----- Recorded information

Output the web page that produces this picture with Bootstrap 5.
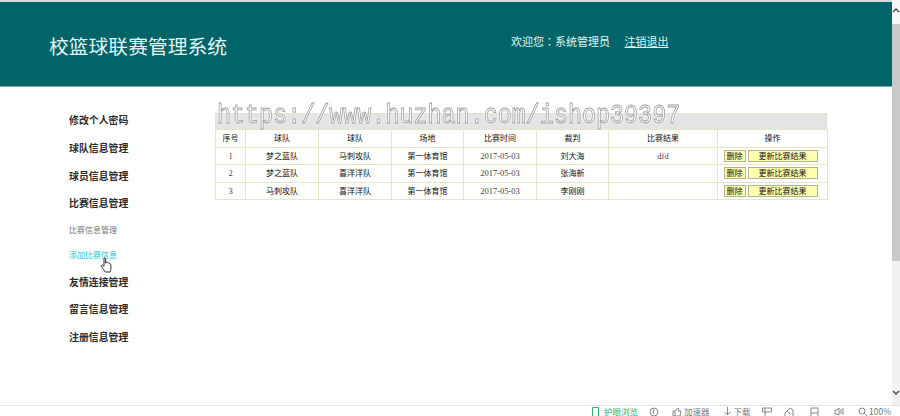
<!DOCTYPE html>
<html lang="zh-CN">
<head>
<meta charset="utf-8">
<link href="https://cdn.jsdelivr.net/npm/bootstrap@5.3.0/dist/css/bootstrap.min.css" rel="stylesheet">
<style>
html,body{height:416px;overflow:hidden;background:#fff}
body{font-family:"Liberation Serif","Noto Sans CJK SC",serif;color:#222}
.shell{height:416px}
.mainpane{min-width:0;width:892px}
.topstrip{height:2px;background:#d5dcdc}
.brandbar{height:85px;background:#006468;color:#e4f4f2;padding-left:49px;border-bottom:1px solid #7fa9aa}
.brandname{width:462px;font:19.8px/1 "Noto Sans CJK SC",sans-serif;margin:4px 0 0}
.userzone{font:11px/1 "Noto Sans CJK SC",sans-serif;margin-top:-5px}
.userzone a{color:#e4f4f2;margin-left:12px}
.colonmark{font-family:"Noto Sans CJK TC",sans-serif}
.bodyzone{height:318px;position:relative}
.sidemenu{width:215px;padding:27px 0 0 69px;font-family:"Noto Sans CJK SC",sans-serif}
.sidemenu a{display:block;text-decoration:none;color:#2c2c2c;font-size:9.9px;font-weight:700;line-height:12px;margin-bottom:15.8px}
.sidemenu a.tightitem{margin-bottom:14.8px}
.sidemenu a.subitem{font-size:8px;font-weight:400;color:#777;margin-bottom:13px}
.sidemenu a.subhot{color:#22c7cf;margin-bottom:14.5px}
.sidemenu a.wideitem{margin-bottom:15.8px}
.hand{position:absolute;left:100px;top:170px}
.tablezone{width:612px;padding-top:26px}
.greyhead{height:16px;background:#e4e4e4;border:1px solid #e3e3c8;border-bottom:0}
.scoretable{width:612px;table-layout:fixed;border-collapse:collapse;font:8px/1 "Noto Sans CJK SC",sans-serif;color:#111;margin:0}
.scoretable td,.scoretable th{border:1px solid #e6e6c4;text-align:center;padding:0;height:17.5px;font-weight:400;vertical-align:middle}
.scoretable .dateval,.scoretable .numval{font-family:"Liberation Serif",serif;color:#444;font-size:8.5px}
.scoretable .actcell{padding-right:4px}
.actbtn{display:inline-block;background:#ffffb0;border:1px solid #b4b494;border-radius:0;color:#111;font:8px/10px "Noto Sans CJK SC",sans-serif;height:12px;padding:0;vertical-align:middle}
.btnshort{width:22px;margin-right:2px}
.btnlong{width:70px}
.stamp{position:absolute;left:217px;top:18px;font:23.4px/1 "Liberation Mono",monospace;color:rgba(255,255,255,.55);-webkit-text-stroke:.7px #9c9c9c;text-shadow:0 0 3px #fff;white-space:nowrap;pointer-events:none;transform:scaleY(1.2);will-change:transform}
.statusline{height:11px;border-top:1px solid #e4e4e4;background:#fff;font:8.5px/10px "Noto Sans CJK SC",sans-serif;color:#777;position:relative;white-space:nowrap}
.statusline svg{flex:none;fill:none;stroke:#888;stroke-width:1}
.statusline .safe{color:#35b36a;gap:5px}
.statusline .safe svg{stroke:#35b36a}
.sitem{display:flex;align-items:center;gap:2px}
.sitem1{margin-left:592px}.sitem2{margin-left:11px}.sitem3{margin-left:13px}.sitem4{margin-left:13px}.sitem5{margin-left:11.5px}.sitem6{margin-left:12px}.sitem7{margin-left:16px}.sitem8{margin-left:15px}.sitem9{margin-left:14px}
.rail{width:8px;background:#f1f1f1;height:405px}
.railcap{height:24px;background:#f7f7f7;display:flex;align-items:center;justify-content:center;padding-bottom:3px}
.railthumb{height:237px;background:#c9c9c9}
.railrest{flex:1}
.railend{height:24px;display:flex;align-items:flex-end;justify-content:center;padding-bottom:10px}
.rail svg{fill:none;stroke:#444;stroke-width:1.4}
</style>
</head>
<body>
<div class="shell d-flex flex-column">
  <div class="d-flex flex-grow-1">
    <div class="mainpane">
      <div class="topstrip"></div>
      <header class="brandbar d-flex align-items-center">
        <h1 class="brandname">校篮球联赛管理系统</h1>
        <div class="userzone">欢迎您<span class="colonmark" lang="zh-TW">：</span>系统管理员 <a href="#">注销退出</a></div>
      </header>
      <div class="bodyzone d-flex">
        <nav class="sidemenu">
          <a href="#">修改个人密码</a>
          <a href="#">球队信息管理</a>
          <a href="#">球员信息管理</a>
          <a href="#" class="tightitem">比赛信息管理</a>
          <a href="#" class="subitem">比赛信息管理</a>
          <a href="#" class="subitem subhot">添加比赛信息</a>
          <a href="#" class="wideitem">友情连接管理</a>
          <a href="#">留言信息管理</a>
          <a href="#">注册信息管理</a>
        </nav>
        <svg class="hand" width="13" height="16" viewBox="0 0 13 16"><path d="M4 1.2c.7-.6 1.6-.2 1.6.7v4.3l.3-1c.8-.5 1.5-.2 1.6.6.7-.5 1.5-.2 1.6.6.8-.3 1.5.1 1.6.9l.3 4c0 1.5-.6 2.6-1 3.7H5.2C4.4 13.2 2.6 11.5 1.3 9.3c-.5-1 .6-1.7 1.4-1L4 9.5V2z" fill="#fff" stroke="#333" stroke-width="1"/></svg>
        <main class="tablezone">
          <div class="greyhead"></div>
          <table class="scoretable">
            <colgroup><col style="width:30px"><col style="width:73px"><col style="width:73px"><col style="width:72px"><col style="width:73px"><col style="width:72px"><col style="width:109px"><col style="width:110px"></colgroup>
            <tr><th>序号</th><th>球队</th><th>球队</th><th>场地</th><th>比赛时间</th><th>裁判</th><th>比赛结果</th><th>操作</th></tr>
            <tr><td class="numval">1</td><td>梦之蓝队</td><td>马刺攻队</td><td>第一体育馆</td><td class="dateval">2017-05-03</td><td>刘大海</td><td class="dateval">dfd</td><td class="actcell"><button class="actbtn btnshort">删除</button><button class="actbtn btnlong">更新比赛结果</button></td></tr>
            <tr><td class="numval">2</td><td>梦之蓝队</td><td>喜洋洋队</td><td>第一体育馆</td><td class="dateval">2017-05-03</td><td>张海新</td><td></td><td class="actcell"><button class="actbtn btnshort">删除</button><button class="actbtn btnlong">更新比赛结果</button></td></tr>
            <tr><td class="numval">3</td><td>马刺攻队</td><td>喜洋洋队</td><td>第一体育馆</td><td class="dateval">2017-05-03</td><td>李刚刚</td><td></td><td class="actcell"><button class="actbtn btnshort">删除</button><button class="actbtn btnlong">更新比赛结果</button></td></tr>
          </table>
        </main>
        <div class="stamp">https://www.huzhan.com/ishop39397</div>
      </div>
    </div>
    <div class="rail d-flex flex-column">
      <div class="railcap"><svg width="8" height="5" viewBox="0 0 8 5"><path d="M1 4l3-3 3 3"/></svg></div><div class="railthumb"></div><div class="railrest"></div><div class="railend"><svg width="8" height="5" viewBox="0 0 8 5"><path d="M1 1l3 3 3-3"/></svg></div>
    </div>
  </div>
  <footer class="statusline d-flex">
    <span class="sitem sitem1 safe"><svg width="7" height="9" viewBox="0 0 7 9"><path d="M.5 9V.5h6V9"/></svg>护眼浏览</span>
    <span class="sitem sitem2"><svg width="10" height="9" viewBox="0 0 10 9"><circle cx="5" cy="5" r="4"/><path d="M5 2l-1 5"/></svg></span>
    <span class="sitem sitem3"><svg width="10" height="9" viewBox="0 0 10 9"><path d="M1 4h2v5H1zM3 4l3-3 1 1-1 2h3l-1 5H3"/></svg>加速器</span>
    <span class="sitem sitem4"><svg width="9" height="9" viewBox="0 0 9 9"><path d="M4.5 0v8M1.5 5l3 3 3-3"/></svg>下载</span>
    <span class="sitem sitem5"><svg width="10" height="9" viewBox="0 0 10 9"><path d="M.5 1h9v4h-9zM3 1v8"/></svg></span>
    <span class="sitem sitem6"><svg width="10" height="9" viewBox="0 0 10 9"><path d="M1 9V6l5-5 3 2v6M3 4l3 3"/></svg></span>
    <span class="sitem sitem7"><svg width="9" height="9" viewBox="0 0 9 9"><path d="M1 1h7v8M1 1v8M1 6h7"/></svg></span>
    <span class="sitem sitem8"><svg width="10" height="9" viewBox="0 0 10 9"><path d="M1 3h2l2-2v7L3 7H1zM7 2v5M9 1v7"/></svg></span>
    <span class="sitem sitem9"><svg width="9" height="9" viewBox="0 0 9 9"><circle cx="4" cy="4" r="3"/><path d="M6 6l3 3"/></svg>100%</span>
  </footer>
</div>
</body>
</html>
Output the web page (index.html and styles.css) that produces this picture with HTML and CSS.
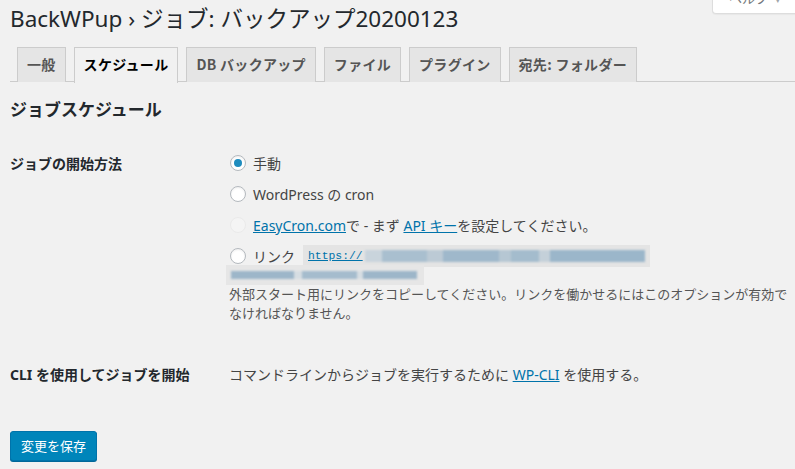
FILE: index.html
```html
<!DOCTYPE html>
<html lang="ja">
<head>
<meta charset="utf-8">
<title>BackWPup ジョブ</title>
<link rel="stylesheet" href="styles.css">
</head>
<body>
<div class="help-tab">ヘルプ <span class="caret">▾</span></div>
<div class="wrap">
  <h1 class="page-title">BackWPup › ジョブ: バックアップ20200123</h1>
  <nav class="nav-tabs">
    <span class="nav-tab">一般</span>
    <span class="nav-tab active">スケジュール</span>
    <span class="nav-tab">DB バックアップ</span>
    <span class="nav-tab">ファイル</span>
    <span class="nav-tab">プラグイン</span>
    <span class="nav-tab">宛先: フォルダー</span>
  </nav>

  <h2 class="section-title">ジョブスケジュール</h2>

  <div class="form-row first">
    <div class="row-label">ジョブの開始方法</div>
    <div class="row-field">
      <label class="option"><span class="radio checked"></span><span class="opt-text">手動</span></label>
      <label class="option"><span class="radio"></span><span class="opt-text">WordPress の cron</span></label>
      <label class="option"><span class="radio disabled"></span><span class="opt-text"><a class="link" href="#">EasyCron.com</a>で - まず <a class="link" href="#">API キー</a>を設定してください。</span></label>
      <label class="option link-option"><span class="radio"></span><span class="opt-text">リンク</span><span class="code code-first"><span class="code-url">https://</span><span class="blur blur-a"></span></span></label>
      <div class="code-line"><span class="code code-second"><span class="blur blur-b"></span></span></div>
      <p class="description">外部スタート用にリンクをコピーしてください。リンクを働かせるにはこのオプションが有効でなければなりません。</p>
    </div>
  </div>

  <div class="form-row cli">
    <div class="row-label">CLI を使用してジョブを開始</div>
    <div class="row-field plain">コマンドラインからジョブを実行するために <a class="link" href="#">WP-CLI</a> を使用する。</div>
  </div>

  <div class="submit">
    <button class="button-primary" type="button">変更を保存</button>
  </div>
</div>
</body>
</html>
```

FILE: styles.css
```css
* { box-sizing: border-box; }
html, body { margin: 0; padding: 0; }
body {
  background: #f1f1f1;
  color: #444;
  font-family: "Noto Sans", "Noto Sans CJK JP", sans-serif;
  font-size: 14px;
  width: 795px;
  height: 469px;
  overflow: hidden;
  position: relative;
}
.help-tab {
  position: absolute;
  left: 712px;
  top: -12px;
  width: 110px;
  height: 26px;
  background: #fff;
  border: 1px solid #ddd;
  border-top: none;
  border-radius: 0 0 4px 4px;
  color: #72777c;
  font-size: 13px;
  line-height: 20px;
  padding-left: 16px;
  box-shadow: 0 1px 1px rgba(0,0,0,.04);
}
.help-tab .caret { font-size: 11px; color: #a0a5aa; margin-left: 4px; }
.wrap { padding: 0 0 0 10px; }
.page-title {
  margin: 0;
  padding: 4px 0 0;
  font-size: 22.5px;
  font-weight: 400;
  line-height: 30px;
  color: #23282d;
  white-space: nowrap;
}
.nav-tabs {
  display: flex;
  margin-top: 13px;
  border-bottom: 1px solid #ccc;
  height: 35px;
}
.nav-tab {
  margin-left: 7px;
  margin-right: 1px;
  height: 35px;
  padding: 0 9px 0 9px;
  border: 1px solid #ccc;
  border-bottom: none;
  background: #e5e5e5;
  color: #555;
  font-family: "Noto Sans CJK JP", "Noto Sans", sans-serif;
  font-size: 14px;
  font-weight: 700;
  letter-spacing: 0.3px;
  line-height: 33px;
  white-space: nowrap;
}
.nav-tab.active {
  background: #f1f1f1;
  color: #000;
  height: 36px;
}
.section-title {
  margin: 17px 0 0;
  font-size: 17px;
  line-height: 22px;
  font-weight: 700;
  color: #23282d;
}
.form-row {
  display: grid;
  grid-template-columns: 219px 1fr;
}
.form-row.first { margin-top: 22px; }
.row-label {
  font-weight: 700;
  color: #23282d;
  font-size: 14px;
  line-height: 21px;
  padding-top: 10px;
}
.row-field { padding-top: 9px; }
.option {
  display: flex;
  align-items: center;
  height: 21px;
  margin: 0 0 10px;
  font-size: 14px;
  color: #444;
  white-space: nowrap;
}
.opt-text { white-space: pre; }
.radio {
  width: 16px;
  height: 16px;
  border-radius: 50%;
  border: 1px solid #b4b9be;
  background: #fff;
  margin-left: 1px;
  margin-right: 7px;
  flex: none;
  box-shadow: inset 0 1px 2px rgba(0,0,0,.07);
  display: flex;
  align-items: center;
  justify-content: center;
}
.radio.checked::after {
  content: "";
  width: 8px;
  height: 8px;
  border-radius: 50%;
  background: #1e8cbe;
}
.radio.disabled {
  background: #f4f4f4;
  border-color: #eaeaea;
  box-shadow: none;
}
.link { color: #0073aa; text-decoration: underline; }
.link-option { margin-bottom: 0; }
.code {
  display: inline-flex;
  align-items: center;
  background: #e4e4e4;
  font-family: "Liberation Mono", "DejaVu Sans Mono", monospace;
  font-size: 11.4px;
  height: 22px;
}
.code-first { margin-left: 8px; width: 347px; padding-left: 5px; }
.code-url { color: #0073aa; text-decoration: underline; }
.blur {
  display: inline-block;
  height: 12px;
  filter: blur(0.8px);
}
.blur-a {
  margin-left: 2px;
  width: 280px;
  background: linear-gradient(90deg,
    #c9d4dc 0 6%, #a9bfcf 6% 22%, #bccad5 22% 28%, #9fb8cb 28% 48%,
    #b6c7d3 48% 52%, #a4bccd 52% 62%, #c4d0d9 62% 66%, #9bb6ca 66% 100%);
}
.code-line { margin: -2px 0 0 -3px; height: 20px; }
.code-second { height: 20px; width: 198px; padding-left: 5px; background: #e6e6e6; }
.blur-b {
  height: 8px;
  width: 186px;
  background: linear-gradient(90deg,
    #9db6c9 0 34%, #d6dde2 34% 38%, #a5bccd 38% 68%, #d6dde2 68% 71%, #9db6c9 71% 100%);
}
.description {
  margin: 1px 0 0;
  width: 566px;
  font-size: 13px;
  line-height: 19px;
  color: #555;
}
.form-row.cli { margin-top: 41px; }
.form-row.cli .row-label { padding-top: 0; }
.row-field.plain {
  padding-top: 0;
  line-height: 21px;
  font-size: 14px;
  color: #444;
  white-space: nowrap;
}
.submit { margin-top: 46px; }
.button-primary {
  height: 30px;
  padding: 0 10px;
  background: #0085ba;
  border: 1px solid #0073aa;
  border-radius: 3px;
  color: #fff;
  font-family: "Noto Sans", "Noto Sans CJK JP", sans-serif;
  font-size: 13px;
  line-height: 28px;
  box-shadow: 0 1px 0 #006799;
  cursor: pointer;
}
```
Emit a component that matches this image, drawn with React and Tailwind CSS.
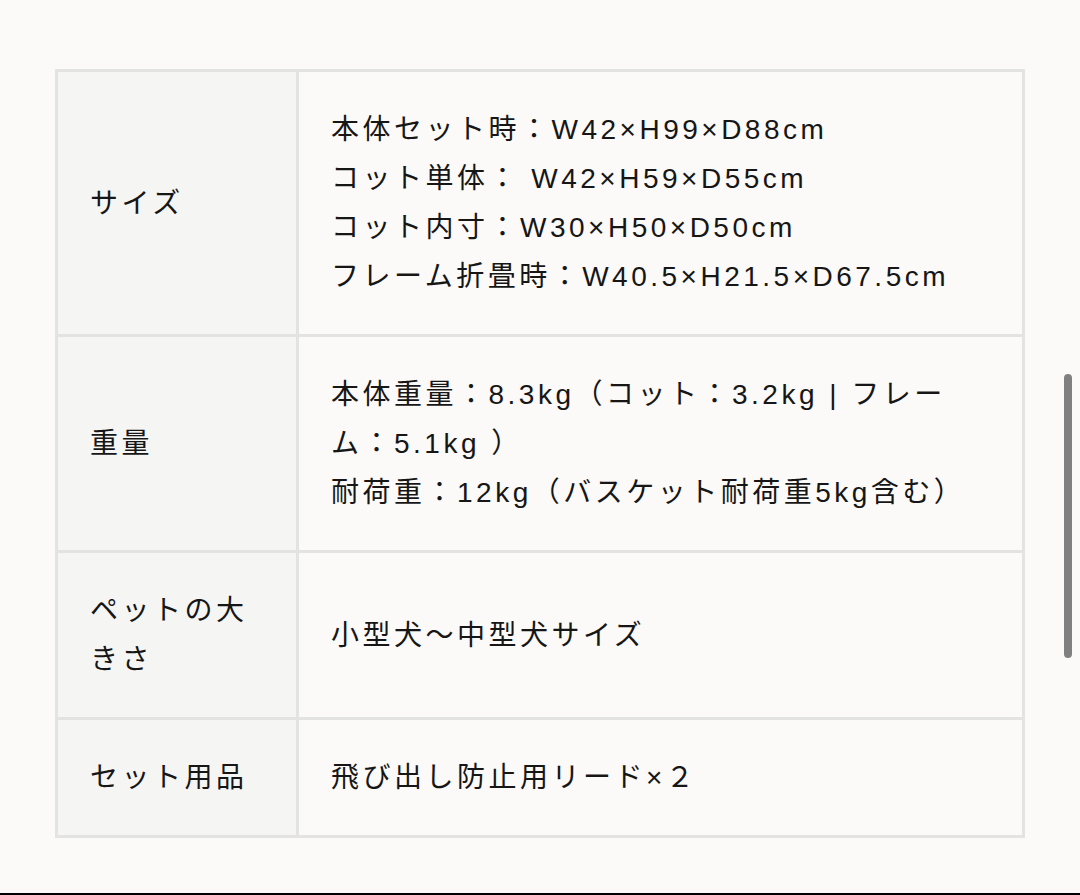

----------

Look over the records above and copy each line that includes the string "index".

• In response
Output the web page (index.html and styles.css) that produces this picture with HTML and CSS.
FILE: index.html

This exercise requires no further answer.